WILMINGTON, N.C. (WECT) – Wilmington’s history is part of its appeal for folks who live here, and for tourists; however, as new development continues and vacant land becomes a thing of the past itself, historic buildings could soon be at risk. A resolution being brought forward to city council could help officials and historic activists preserve some at-risk buildings.
Councilman Kevin O’Grady is sponsoring a resolution that would give the city council some additional powers to preserve and protect historic assets but it’s going to require the state legislature to enact local legislation to do so.
The resolution is sponsored by O’Grady and was initially presented by the city’s Historic Preservation Commission.
“The Historic Preservation Commission, part of their responsibilities is to make recommendations to the council about things to preserve historic assets. So they brought forward — they made a resolution that asked the council to go to the legislature… to give Wilmington the power to extend a stay of demolition for historic assets that are outside of the historic districts,” O’Grady said.
The call for additional protections for historic assets has been increasing over the years. Recently, a historic home located outside of a historic district, Shandy Hall, was torn down. Neighbors and advocates like the Historic Wilmington Foundation tried but, ultimately, were unsuccessful to prevent the historic home’s destruction.
“The authorization would allow for the city council to pass a local ordinance giving the Historic Preservation Commission the authority to enact up to a one-year stay on demolition of significantly contributing structures that lie outside of the existing historic preservation districts,” according to city council’s agenda.
As it stands, the city has several historic districts that include Wilmington, Carolina Heights, Carolina Place, Westbrook-Ardmore, Sunset Park, Market Street Mansion, Brookwood, and Masonboro Sound. However, these districts don’t have the same protections that other districts have with overlays, like those of downtown.
Of course, anytime a government proposes increased control over private property, it’s going to raise some concerns of private property rights, but O’Grady said this isn’t about taking those rights away but giving everyone time to react.
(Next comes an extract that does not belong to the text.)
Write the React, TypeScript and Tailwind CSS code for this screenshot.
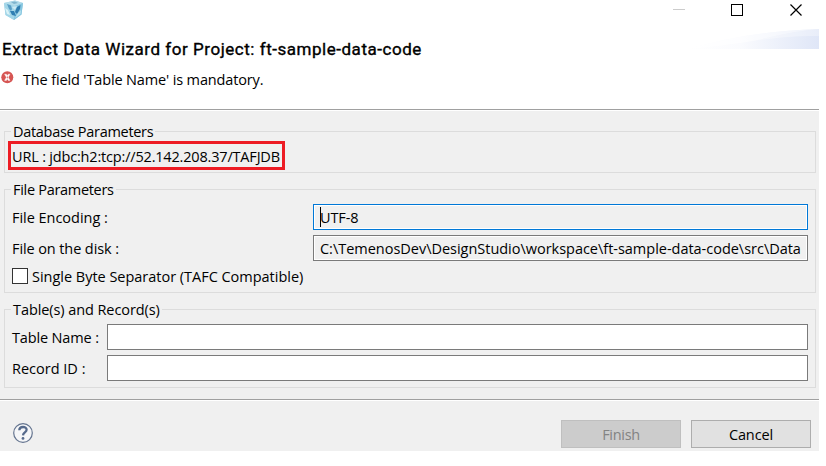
import type { ReactNode } from "react";

function AppCube() {
  return (
    <svg className="ml-[3px] h-[20px] w-[20px]" viewBox="0 0 20 20">
      <polygon points="1,3 12,0.5 20,3 18.5,14.5 11,20 2.5,15" fill="#a6d5e7" />
      <polygon points="1,3 12,0.5 20,3 12,6" fill="#b4dcea" />
      <polygon points="1,3 12,6 11,20 2.5,15" fill="#a3d6e8" />
      <polygon points="12,6 20,3 18.5,14.5 11,20" fill="#86c6e0" />
      <polygon points="4,4 8,5.5 9,9 8,11 6,9" fill="#5a9fc6" />
      <polygon points="7,11 11,11 13,16 9,15" fill="#2f7fb3" />
      <polygon points="12,12 14,7 17.5,5 17,9 14,14" fill="#2f7cae" />
      <polygon points="2,8 5,10 7,15 4,14" fill="#d9f2f7" />
      <polygon points="9,7 14,6 12,10" fill="#cdeaf3" />
      <polygon points="8,2 12,1.5 15,3 11,4" fill="#7fb4cd" />
      <polygon points="15,13 18,10 17.5,14 12,18" fill="#b9e2ee" />
    </svg>
  );
}

function ErrorIcon() {
  return (
    <svg className="mt-[6px] ml-px h-[13px] w-[13px]" viewBox="0 0 13 13">
      <circle cx="6.3" cy="6.3" r="6" fill="#d65553" />
      <path d="M3.6 3.2h1.8L9 9.4H7.2zM9 3.2H7.2L3.6 9.4h1.8z" fill="#fff" stroke="#fff" strokeWidth="0.4" />
    </svg>
  );
}

function Group({ title, titleClass, className, children }: { title: string; titleClass: string; className: string; children: ReactNode }) {
  return (
    <div className={`ml-[4px] w-[812px] border border-[#dcdcdc] ${className}`}>
      <div className="-mt-[10px] flex h-[19px]">
        <span className={`ml-[6px] bg-[#f0f0f0] pr-[2px] pl-[2px] ${titleClass}`}>{title}</span>
      </div>
      {children}
    </div>
  );
}

export default function App() {
  return (
    <div className="h-[466px] w-[826px] overflow-hidden bg-white font-['Open_Sans',sans-serif] text-[14.5px] leading-[20px] whitespace-nowrap text-black">
      <div className="flex h-[451px] w-[819px] flex-col bg-[#f0f0f0]">
        <header className="h-[109px] bg-white">
          <div className="flex h-[29px] justify-between">
            <AppCube />
            <svg className="h-[29px] w-[146px]" viewBox="0 0 146 29" shapeRendering="crispEdges">
              <path d="M0 9.5h12" stroke="#ccc" />
              <rect x="58.5" y="4.5" width="11" height="11" fill="none" stroke="#000" />
              <path d="M117.5 4.5l11 11M128.5 4.5l-11 11" stroke="#000" strokeWidth="1.2" shapeRendering="auto" />
            </svg>
          </div>
          <div className="flex h-[39px] justify-between">
            <h1 className="mt-[10px] ml-[2px] font-['Roboto',sans-serif] text-[17px] leading-[20px] font-normal tracking-[0.53px] [-webkit-text-stroke:0.35px_black]">
              Extract Data Wizard for Project: ft-sample-data-code
            </h1>
            <svg className="h-[20px] w-[131px]" viewBox="0 0 131 20">
              <defs>
                <linearGradient id="swoosh" x1="0" x2="1">
                  <stop offset="0" stopColor="#fff" />
                  <stop offset="0.4" stopColor="#fafbfe" />
                  <stop offset="1" stopColor="#dfe6f7" />
                </linearGradient>
              </defs>
              <path d="M0 20C35 10 75 2 131 0V20z" fill="url(#swoosh)" />
              <path d="M0 20C35 10 75 2 131 0C100 3 85 8 65 12C45 15 20 19 0 20z" fill="#fff" opacity="0.5" />
              <path d="M65 12C85 8 100 3 131 0V7C105 7 85 9 65 12z" fill="#fff" opacity="0.3" />
            </svg>
          </div>
          <div className="flex">
            <div className="-mt-[3px]"><ErrorIcon /></div>
            <span className="mt-[2px] ml-[9px] tracking-[-0.14px]">The field 'Table Name' is mandatory.</span>
          </div>
        </header>
        <div className="h-[2px] shrink-0 border-t border-[#a0a0a0] bg-white" />

        <Group title="Database Parameters" titleClass="tracking-[-0.3px]" className="mt-[20px] h-[42px] shrink-0">
          <div className="ml-[3px] flex h-[29px] w-[277px] items-center border-[3px] border-[#ed1c24] pt-[2px] pl-px">
            <span className="tracking-[-0.18px]">URL : jdbc:h2:tcp://52.142.208.37/TAFJDB</span>
          </div>
        </Group>

        <Group title="File Parameters" titleClass="tracking-[-0.3px]" className="mt-[16px] h-[104px] shrink-0">
          <div className="mt-[5px] flex h-[26px] items-center pr-[7px] pl-[7px]">
            <span className="w-[301px] pt-[2px] tracking-[-0.03px]">File Encoding :</span>
            <div className="flex h-[26px] w-[495px] items-center border border-[#0078d7] pl-[6px] outline-1 -outline-offset-2 outline-white">
              <span className="h-[20px] w-px bg-black" />
              <span className="-ml-px pt-[2px] tracking-[-0.1px]">UTF-8</span>
            </div>
          </div>
          <div className="mt-[5px] flex h-[26px] items-center pr-[7px] pl-[7px]">
            <span className="w-[301px] pt-[2px] tracking-[-0.1px]">File on the disk :</span>
            <div className="flex h-[26px] w-[495px] items-center border border-[#7a7a7a] pl-[6px] outline-1 -outline-offset-2 outline-white">
              <span className="pt-[2px] tracking-[-0.02px]">C:\TemenosDev\DesignStudio\workspace\ft-sample-data-code\src\Data</span>
            </div>
          </div>
          <div className="mt-[5px] flex h-[20px] items-center pl-[7px]">
            <span className="h-[16px] w-[16px] border border-[#333] bg-white" />
            <span className="ml-[4px] pt-[2px] tracking-[-0.02px]">Single Byte Separator (TAFC Compatible)</span>
          </div>
        </Group>

        <Group title="Table(s) and Record(s)" titleClass="tracking-[-0.08px]" className="mt-[16px] h-[79px] shrink-0">
          <div className="mt-[5px] flex h-[26px] items-center pl-[7px]">
            <span className="w-[95px] pt-[2px] tracking-[-0.15px]">Table Name :</span>
            <div className="h-[26px] w-[701px] border border-[#7a7a7a] bg-white" />
          </div>
          <div className="mt-[5px] flex h-[26px] items-center pl-[7px]">
            <span className="w-[95px] pt-[2px] tracking-[0px]">Record ID :</span>
            <div className="h-[26px] w-[701px] border border-[#7a7a7a] bg-white" />
          </div>
        </Group>

        <div className="mt-[11px] h-[2px] shrink-0 border-t border-[#a0a0a0] bg-white" />
        <footer className="flex h-[50px] items-start pt-[19px] pl-[13px]">
          <svg className="mt-[3px] h-[20px] w-[20px]" viewBox="0 0 20 20">
            <circle cx="10" cy="10" r="9.3" fill="#f5f6f8" stroke="#64748f" strokeWidth="1.2" />
            <path d="M6.3 7.2C6.4 3 13.6 3 13.6 6.8c0 2.6-3.4 2.7-3.6 5.5" fill="none" stroke="#566a8c" strokeWidth="2.3" />
            <circle cx="10" cy="15.4" r="1.4" fill="#566a8c" />
          </svg>
          <button className="ml-[528px] h-[28px] w-[120px] border border-[#bfbfbf] bg-[#ccc] pt-[2px] tracking-[-0.3px] text-[#838383]">Finish</button>
          <button className="ml-[10px] h-[28px] w-[120px] border border-[#adadad] bg-[#e1e1e1] pt-[2px] tracking-[-0.1px]">Cancel</button>
        </footer>
      </div>
    </div>
  );
}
“We’re not taking away anybody’s property rights here, we’re asking for a breathing spell. If somebody is going to pick a building that has a historic character that’s already recognized that way and they want to demolish, it’s going to give us a year to see if there’s something to work out that it can be saved,” he said.
Even if city council agrees to pass the resolution on Tuesday, it will be up to the state lawmakers next year to pass the local act if they so choose, and then it will be up to city council, which could look very different following this year’s municipal elections.